You will need legal representation to either seek a negotiated settlement with the neighbor or recovery in court. Perhaps you can persuade the neighbor with some additional compensation or additional agreement terms as to the way the wires are to be run and maintained. In any case, get the negotiated settlement terms recorded in writing.

—Robert P. Achenbach/Agricultural Law Digest

I live on a small farm in east Tennessee and share a pond with my neighbor. The pond was built in the 1950s, and the property line crosses the pond at about the center. During the drought this year the pond dried up, and we cleaned it out—at least we cleaned it on my side. My neighbor, however, decided to dam up his side, which keeps water out of my side as the pond fills from runoff from the surrounding pasture. Can he be required to remove this dam even though it's on his property?

A court will likely look at your situation as a deprivation of the water itself—not as an issue concerning the real property associated with the pond.

In all likelihood, you will not be able to require your neighbor to remove the pond dam to allow water to enter your portion of the pond because he has the right to collect the rainwater from his property.

On the other hand, if the water runs through a ditch, creek or other channel into the pond, you may have some rights as a riparian land owner.

Generally, Eastern states grant broader rights to owners of riparian land that abuts a body of water, so long as use of the water is reasonable.

Western states—roughly from the 100th meridian on west—subject property owners to more stringent controls and governmental limits on their use of water. That holds even if the water is next to, under or runs through the land.

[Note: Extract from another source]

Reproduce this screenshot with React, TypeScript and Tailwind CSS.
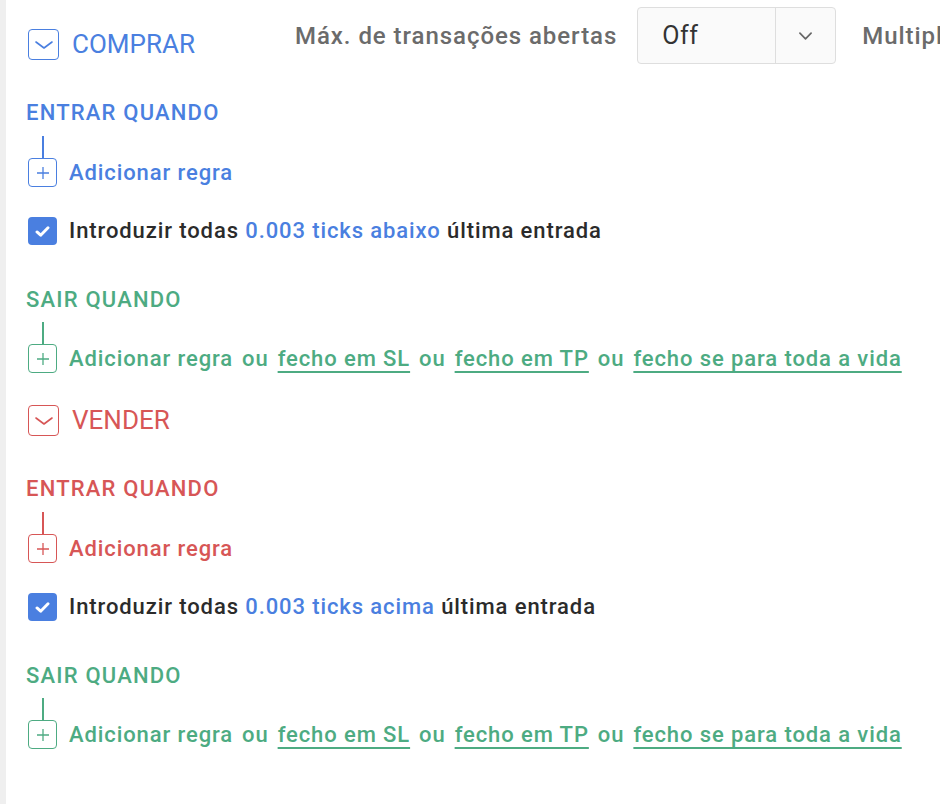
import type { ReactNode } from 'react'

type Tone = 'blue' | 'red' | 'green'

const toneText: Record<Tone, string> = {
  blue: 'text-[#4a7fe0]',
  red: 'text-[#d75656]',
  green: 'text-[#4dab82]',
}

const toneBorder: Record<Tone, string> = {
  blue: 'border-[#4a7fe0]',
  red: 'border-[#d75656]',
  green: 'border-[#4dab82]',
}

const toneBg: Record<Tone, string> = {
  blue: 'bg-[#4a7fe0]',
  red: 'bg-[#d75656]',
  green: 'bg-[#4dab82]',
}

function ChevronDown({ className }: { className?: string }) {
  return (
    <svg viewBox="0 0 18 8" className={className} fill="none" stroke="currentColor" strokeWidth="1.6" strokeLinecap="round" strokeLinejoin="round">
      <path d="M1 1l8 6 8-6" />
    </svg>
  )
}

function SideHeader({ tone, label, children }: { tone: Tone; label: string; children?: ReactNode }) {
  return (
    <div className="flex items-center h-[32px]">
      <div className="flex items-center w-[267px] shrink-0">
        <div className={`w-[31px] h-[31px] rounded-[4px] border-[1.5px] ${toneBorder[tone]} ${toneText[tone]} flex items-center justify-center`}>
          <ChevronDown className="w-[18px] h-[8px] mt-[2px]" />
        </div>
        <span className={`ml-[13px] text-[26px] leading-[32px] ${toneText[tone]}`}>{label}</span>
      </div>
      {children}
    </div>
  )
}

function SectionTitle({ tone, children, className = '' }: { tone: Tone; children: ReactNode; className?: string }) {
  return (
    <div className={`h-[24px] leading-[24px] text-[22px] tracking-[1.2px] font-medium -ml-[2px] ${toneText[tone]} ${className}`}>{children}</div>
  )
}

function AddRule({ tone, children, className = '' }: { tone: Tone; children?: ReactNode; className?: string }) {
  return (
    <div className={className}>
      <div className={`ml-[14px] w-[1.5px] h-[22px] ${toneBg[tone]}`} />
      <div className="flex items-center h-[29px]">
        <div className={`w-[29px] h-[29px] rounded-[4px] border-[1.5px] ${toneBorder[tone]} ${toneText[tone]} flex items-center justify-center`}>
          <svg viewBox="0 0 14 14" className="w-[12px] h-[12px]" fill="none" stroke="currentColor" strokeWidth="1.5">
            <path d="M7 0v14M0 7h14" />
          </svg>
        </div>
        <div className={`ml-[12px] text-[22px] tracking-[0.9px] leading-[29px] font-medium whitespace-nowrap ${toneText[tone]}`}>
          Adicionar regra{children}
        </div>
      </div>
    </div>
  )
}

function ExitLinks() {
  return (
    <>
      <span className="mx-[9px]">ou</span>
      <span className="underline decoration-2 underline-offset-[5px]">fecho em SL</span>
      <span className="mx-[9px]">ou</span>
      <span className="underline decoration-2 underline-offset-[5px]">fecho em TP</span>
      <span className="mx-[9px]">ou</span>
      <span className="underline decoration-2 underline-offset-[5px]">fecho se para toda a vida</span>
    </>
  )
}

function EntryCheck({ direction, className = '' }: { direction: string; className?: string }) {
  return (
    <div className={`flex items-center h-[28px] ${className}`}>
      <div className="w-[29px] h-[28px] rounded-[4px] bg-[#4a7fe0] flex items-center justify-center">
        <svg viewBox="0 0 16 12" className="w-[15px] h-[11px]" fill="none" stroke="white" strokeWidth="3.2" strokeLinecap="round" strokeLinejoin="round">
          <path d="M2 6.5l4 3.5 8-8" />
        </svg>
      </div>
      <div className="ml-[12px] text-[22px] tracking-[0.9px] leading-[28px] font-medium text-[#2b2b2b] whitespace-nowrap">
        Introduzir todas <span className="text-[#4a7fe0]">0.003 ticks {direction}</span> última entrada
      </div>
    </div>
  )
}

function SideBlock({ tone, label, direction, header }: { tone: Tone; label: string; direction: string; header?: ReactNode }) {
  return (
    <div className="flex flex-col">
      <SideHeader tone={tone} label={label}>{header}</SideHeader>
      <SectionTitle tone={tone} className="mt-[41px]">ENTRAR QUANDO</SectionTitle>
      <AddRule tone={tone} className="mt-[11px]" />
      <EntryCheck direction={direction} className="mt-[30px]" />
      <SectionTitle tone="green" className="mt-[43px]">SAIR QUANDO</SectionTitle>
      <AddRule tone="green" className="mt-[10px]">
        <ExitLinks />
      </AddRule>
    </div>
  )
}

function MaxTrades() {
  return (
    <div className="flex items-center mb-[17px] whitespace-nowrap">
      <span className="text-[24px] tracking-[0.95px] font-medium text-[#6b6b6b]">Máx. de transações abertas</span>
      <div className="ml-[20px] flex w-[199px] h-[57px] rounded-[4px] border-[1.5px] border-[#dedede] bg-[#fafafa]">
        <div className="flex-1 flex items-center pl-[24px] text-[25px] tracking-[0.5px] text-[#333333]">Off</div>
        <div className="w-[60px] border-l-[1.5px] border-[#dedede] flex items-center justify-center text-[#666666]">
          <svg viewBox="0 0 14 8" className="w-[13px] h-[8px]" fill="none" stroke="currentColor" strokeWidth="1.8" strokeLinecap="round" strokeLinejoin="round">
            <path d="M1 1l6 6 6-6" />
          </svg>
        </div>
      </div>
      <span className="ml-[26px] text-[24px] tracking-[0.95px] font-medium text-[#6b6b6b]">Multiplicador</span>
    </div>
  )
}

export default function App() {
  return (
    <div className="flex h-[804px] w-[940px] overflow-hidden bg-white font-['Roboto',sans-serif]">
      <div className="w-[6px] shrink-0 bg-[#efefef]" />
      <div className="flex-1 min-w-0 pl-[22px] pt-[28px] flex flex-col">
        <SideBlock tone="blue" label="COMPRAR" direction="abaixo" header={<MaxTrades />} />
        <div className="mt-[31px]">
          <SideBlock tone="red" label="VENDER" direction="acima" />
        </div>
      </div>
    </div>
  )
}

—Eric L. Pendergrass/Smith, Maurras, Cohen, Redd & Horan

GrassAbout two years ago I gave a neighbor permission to plant grass on and use about one-third acre of my land, which is next to his house. My neighbor knows it's my land, and he seems to be a good neighbor. But I keep reading about people who try to take land away from the owner using the law of adverse possession. Is there any way my neighbor could claim this land belongs to him sometime in the future?

Because your neighbor has been using the land with your permission, adverse possession will never run. In other words, he will not be able to claim title under this law. This applies whether he uses the land gratuitously, as is the case here, or is leasing it.

If at some point in the future this neighbor fenced off the land you're letting him use and claimed it was his, that would be cause for concern. In that case, you would want to take appropriate legal action to ensure that he did not establish title by adverse possession.